=== What you will do ===
Repeat the full listing below verbatim and keep the images out.

=====

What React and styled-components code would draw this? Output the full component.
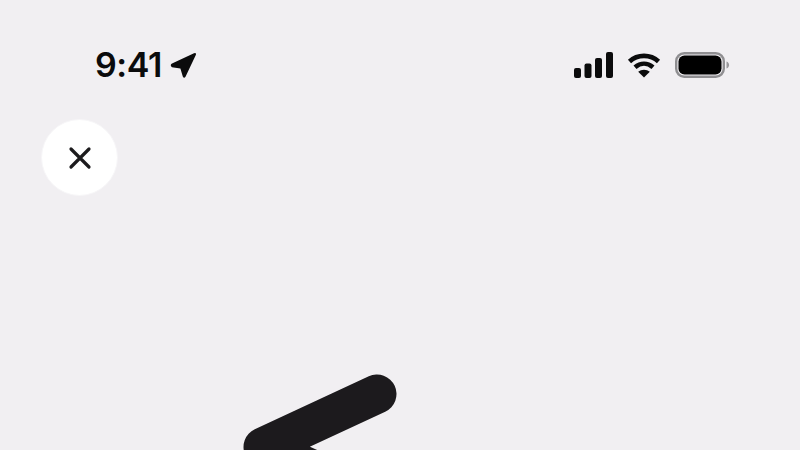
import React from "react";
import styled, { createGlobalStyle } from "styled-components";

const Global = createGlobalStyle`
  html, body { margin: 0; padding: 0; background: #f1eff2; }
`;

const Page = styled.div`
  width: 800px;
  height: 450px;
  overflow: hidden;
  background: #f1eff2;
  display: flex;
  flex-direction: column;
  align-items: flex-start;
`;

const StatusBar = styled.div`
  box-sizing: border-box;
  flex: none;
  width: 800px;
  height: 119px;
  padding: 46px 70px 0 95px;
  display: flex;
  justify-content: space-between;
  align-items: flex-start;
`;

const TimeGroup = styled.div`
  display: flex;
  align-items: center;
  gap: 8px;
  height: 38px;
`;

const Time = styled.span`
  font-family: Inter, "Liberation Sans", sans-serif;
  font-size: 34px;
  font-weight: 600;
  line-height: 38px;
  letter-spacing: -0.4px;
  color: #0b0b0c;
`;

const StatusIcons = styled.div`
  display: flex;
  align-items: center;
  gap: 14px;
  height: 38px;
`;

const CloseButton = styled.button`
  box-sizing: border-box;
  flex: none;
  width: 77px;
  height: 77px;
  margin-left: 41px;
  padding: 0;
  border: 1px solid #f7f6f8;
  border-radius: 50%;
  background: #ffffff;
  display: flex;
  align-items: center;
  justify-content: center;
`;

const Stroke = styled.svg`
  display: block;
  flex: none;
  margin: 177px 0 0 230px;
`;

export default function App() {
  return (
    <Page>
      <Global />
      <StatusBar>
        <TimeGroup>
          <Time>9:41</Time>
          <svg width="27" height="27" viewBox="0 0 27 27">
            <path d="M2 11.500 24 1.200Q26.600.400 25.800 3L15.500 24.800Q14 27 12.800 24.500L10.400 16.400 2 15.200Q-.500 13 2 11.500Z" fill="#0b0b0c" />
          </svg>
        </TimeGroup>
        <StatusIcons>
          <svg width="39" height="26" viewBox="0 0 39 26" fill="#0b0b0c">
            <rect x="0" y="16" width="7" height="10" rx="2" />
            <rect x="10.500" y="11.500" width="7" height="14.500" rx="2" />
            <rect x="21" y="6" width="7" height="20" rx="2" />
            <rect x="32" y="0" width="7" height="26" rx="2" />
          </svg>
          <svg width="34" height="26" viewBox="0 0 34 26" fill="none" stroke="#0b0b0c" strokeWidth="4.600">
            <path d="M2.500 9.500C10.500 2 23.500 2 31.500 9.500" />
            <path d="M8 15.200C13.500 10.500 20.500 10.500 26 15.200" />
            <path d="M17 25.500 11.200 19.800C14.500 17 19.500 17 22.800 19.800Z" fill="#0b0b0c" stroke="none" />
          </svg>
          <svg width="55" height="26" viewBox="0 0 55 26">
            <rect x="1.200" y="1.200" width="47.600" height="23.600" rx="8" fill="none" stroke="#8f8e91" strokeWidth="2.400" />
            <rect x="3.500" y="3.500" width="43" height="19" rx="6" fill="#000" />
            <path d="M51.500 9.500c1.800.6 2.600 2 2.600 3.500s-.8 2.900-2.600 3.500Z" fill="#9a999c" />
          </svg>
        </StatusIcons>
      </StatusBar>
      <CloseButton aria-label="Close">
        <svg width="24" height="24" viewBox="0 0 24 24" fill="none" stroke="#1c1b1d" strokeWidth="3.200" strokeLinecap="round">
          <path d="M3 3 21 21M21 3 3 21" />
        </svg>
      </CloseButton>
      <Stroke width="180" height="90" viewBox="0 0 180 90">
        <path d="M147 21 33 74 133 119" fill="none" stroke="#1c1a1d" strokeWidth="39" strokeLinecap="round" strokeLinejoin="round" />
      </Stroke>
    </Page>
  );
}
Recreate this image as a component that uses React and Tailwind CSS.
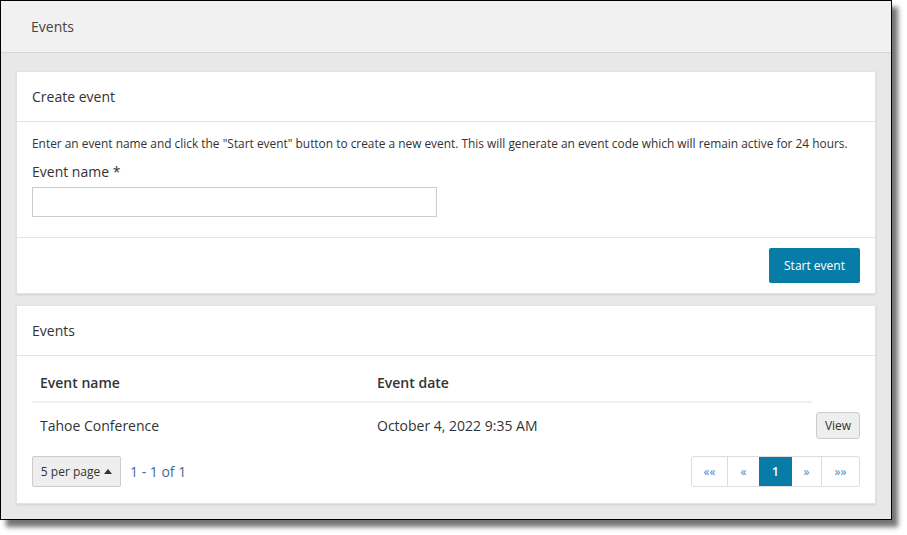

=====

=== Exercise answer ===
What React and styled-components code would draw this? Output the full component.
import React from "react";
import styled, { createGlobalStyle } from "styled-components";

const Global = createGlobalStyle`
  html, body { margin: 0; padding: 0; background: #f1eff2; }
`;

const Page = styled.div`
  width: 800px;
  height: 450px;
  overflow: hidden;
  background: #f1eff2;
  display: flex;
  flex-direction: column;
  align-items: flex-start;
`;

const StatusBar = styled.div`
  box-sizing: border-box;
  flex: none;
  width: 800px;
  height: 119px;
  padding: 46px 70px 0 95px;
  display: flex;
  justify-content: space-between;
  align-items: flex-start;
`;

const TimeGroup = styled.div`
  display: flex;
  align-items: center;
  gap: 8px;
  height: 38px;
`;

const Time = styled.span`
  font-family: Inter, "Liberation Sans", sans-serif;
  font-size: 34px;
  font-weight: 600;
  line-height: 38px;
  letter-spacing: -0.4px;
  color: #0b0b0c;
`;

const StatusIcons = styled.div`
  display: flex;
  align-items: center;
  gap: 14px;
  height: 38px;
`;

const CloseButton = styled.button`
  box-sizing: border-box;
  flex: none;
  width: 77px;
  height: 77px;
  margin-left: 41px;
  padding: 0;
  border: 1px solid #f7f6f8;
  border-radius: 50%;
  background: #ffffff;
  display: flex;
  align-items: center;
  justify-content: center;
`;

const Stroke = styled.svg`
  display: block;
  flex: none;
  margin: 177px 0 0 230px;
`;

export default function App() {
  return (
    <Page>
      <Global />
      <StatusBar>
        <TimeGroup>
          <Time>9:41</Time>
          <svg width="27" height="27" viewBox="0 0 27 27">
            <path d="M2 11.500 24 1.200Q26.600.400 25.800 3L15.500 24.800Q14 27 12.800 24.500L10.400 16.400 2 15.200Q-.500 13 2 11.500Z" fill="#0b0b0c" />
          </svg>
        </TimeGroup>
        <StatusIcons>
          <svg width="39" height="26" viewBox="0 0 39 26" fill="#0b0b0c">
            <rect x="0" y="16" width="7" height="10" rx="2" />
            <rect x="10.500" y="11.500" width="7" height="14.500" rx="2" />
            <rect x="21" y="6" width="7" height="20" rx="2" />
            <rect x="32" y="0" width="7" height="26" rx="2" />
          </svg>
          <svg width="34" height="26" viewBox="0 0 34 26" fill="none" stroke="#0b0b0c" strokeWidth="4.600">
            <path d="M2.500 9.500C10.500 2 23.500 2 31.500 9.500" />
            <path d="M8 15.200C13.500 10.500 20.500 10.500 26 15.200" />
            <path d="M17 25.500 11.200 19.800C14.500 17 19.500 17 22.800 19.800Z" fill="#0b0b0c" stroke="none" />
          </svg>
          <svg width="55" height="26" viewBox="0 0 55 26">
            <rect x="1.200" y="1.200" width="47.600" height="23.600" rx="8" fill="none" stroke="#8f8e91" strokeWidth="2.400" />
            <rect x="3.500" y="3.500" width="43" height="19" rx="6" fill="#000" />
            <path d="M51.500 9.500c1.800.6 2.600 2 2.600 3.500s-.8 2.900-2.600 3.500Z" fill="#9a999c" />
          </svg>
        </StatusIcons>
      </StatusBar>
      <CloseButton aria-label="Close">
        <svg width="24" height="24" viewBox="0 0 24 24" fill="none" stroke="#1c1b1d" strokeWidth="3.200" strokeLinecap="round">
          <path d="M3 3 21 21M21 3 3 21" />
        </svg>
      </CloseButton>
      <Stroke width="180" height="90" viewBox="0 0 180 90">
        <path d="M147 21 33 74 133 119" fill="none" stroke="#1c1a1d" strokeWidth="39" strokeLinecap="round" strokeLinejoin="round" />
      </Stroke>
    </Page>
  );
}
Recreate this image as a component that uses React and Tailwind CSS.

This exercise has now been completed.